HARARE - Zimbabwe tobacco farmers will this year be required to pay 1,5 percent tax earmarked for tree replanting across the country, the Tobacco Industry and Marketing Board (TIMB) has said.
Andrew Matibiri, the TIMB chief executive told the Daily News last week that a total levy of three percent would be imposed on both tobacco farmers and buyers to help with government’s effort to halt deforestation.
“Yes, deforestation is an issue but it’s also being driven by other factors like household use due to power challenges. Be that as it may, we are acting on that. Starting this season, farmers will be levied 1,5 percent of their earnings to be solely used for reforestation,” he said.
“Buyers will also be levied the same amount on their crop,” added Matibiri.
The massive increase in tobacco farmers in the past six years has seen the country suffering one of the worst deforestation periods in its history as farmers continuously cut down trees for tobacco curing.
However, stakeholders in the tobacco industry have been denying the charges saying deforestation has always been an endemic problem in Zimbabwe, since a larger proportion of its population is rural and dependent on firewood as a sole source of household energy.
Statistics from the United Nations Development Programme show that deforestation was a major problem facing Zimbabwe as early as 1997, where between 70 000 to 100 000 hectares of forest cover was declining at a rate of 1,5 percent per year.
As a result, from 1990 to 2005, Zimbabwe endured a decline of about 21 percent in its forest cover, which amounts to approximately 312 900 hectares.
Industry experts also contend that back-to-back power outages countrywide have made people to resort to the use of firewood as an easy alternative source of energy.
This has in turn created a market for firewood — particularly in urban areas. This high demand for firewood has driven the rate and scale of deforestation in the countryside, including in resettlement areas which were inaccessible to the majority before the wave of land reform beginning in 2000.

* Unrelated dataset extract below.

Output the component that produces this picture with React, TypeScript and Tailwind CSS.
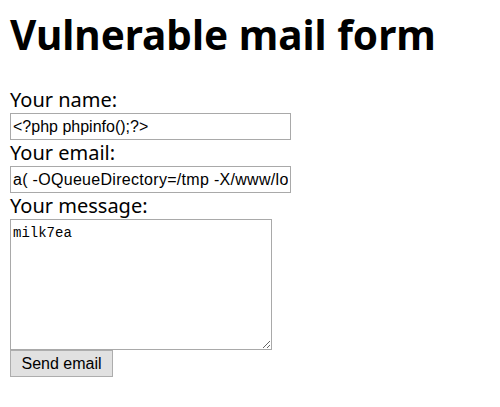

However, in an effort to minimise the impact of deforestation, the TIMB is engaging various stakeholders in the country to help plant trees.
Matibiri said tobacco buyers were also going to fund the reforestation of 23 000 hectares of wood logs while TIMB will distribute 300 000 of tree seedlings to farmers.
On its part, the Tobacco Research Board is expected to give away five million seedlings of gum trees.
“The use of energy efficient barns is also key, that’s why we are encouraging the use of rocket barns,” he said, adding that TIMB will establish a revolving fund to build rocket barns “for farmers and they would be allowed to pay back over two years”.